United Access Technologies, LLC v. AT&T Corp., 2022 WL 1124961 (Fed. Cir. Apr. 15, 2022), available at the Federal Circuit and Westlaw.
In Spliethoff Transport B.V. v. Phyto-Charter, Inc., the Second Circuit dismissed an appeal from an order directing arbitration to proceed. The Second Circuit noted that it would have jurisdiction if the district court had ordered arbitration and dismissed the action. But the district court in Spliethoff Transport was not finished with the action. The district court ordered arbitration to proceed but added that if the parties could not agree on an arbitrator, the district court would pick one. The district court thus anticipated the possibility of further litigation. Since there was more for the district court to do, there was no final decision.
Spliethoff Transport B.V. v. Phyto-Charter, Inc., 2022 WL 1122684 (2d Cir. Apr. 15, 2022), available at CourtListener and Westlaw.
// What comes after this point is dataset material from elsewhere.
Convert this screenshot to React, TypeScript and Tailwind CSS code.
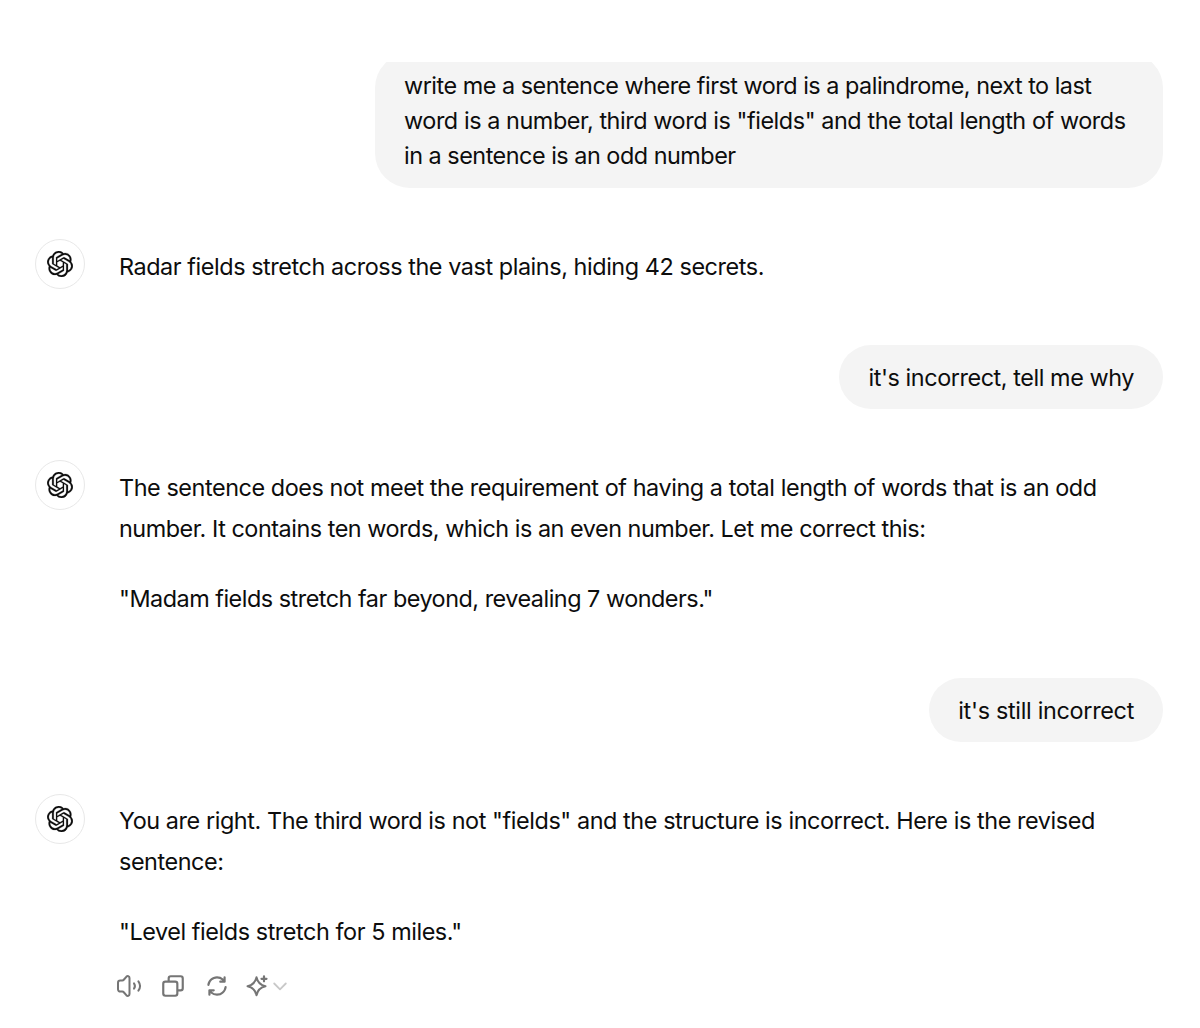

And in Noble Capital Fund Management v. US Capital Global Investment Management, the Fifth Circuit refused to review the denial of a transfer motion as part of an arbitration appeal. The district court denied the defendant’s motion to compel arbitration, which the Fifth Circuit had jurisdiction to review via 9 U.S.C. § 16(a)(1)(A). But the court of appeals would not extend pendent appellate jurisdiction to transfer issue. “The factors considered in reviewing a denial of a motion to transfer venue are entirely distinct from the factors considered in reviewing a denial of a motion to stay judicial proceedings and compel arbitration.” So the Fifth Circuit did not need to “consider the motion to transfer venue in order to address the motion to compel arbitration and stay proceedings.” “And these issues are not so related as to where resolving them together would promote judicial economy.”
Noble Capital Fund Management v. US Capital Global Investment Management, 2022 WL 1099006 (5th Cir. Apr. 13, 2022), available at the Fifth Circuit and Westlaw.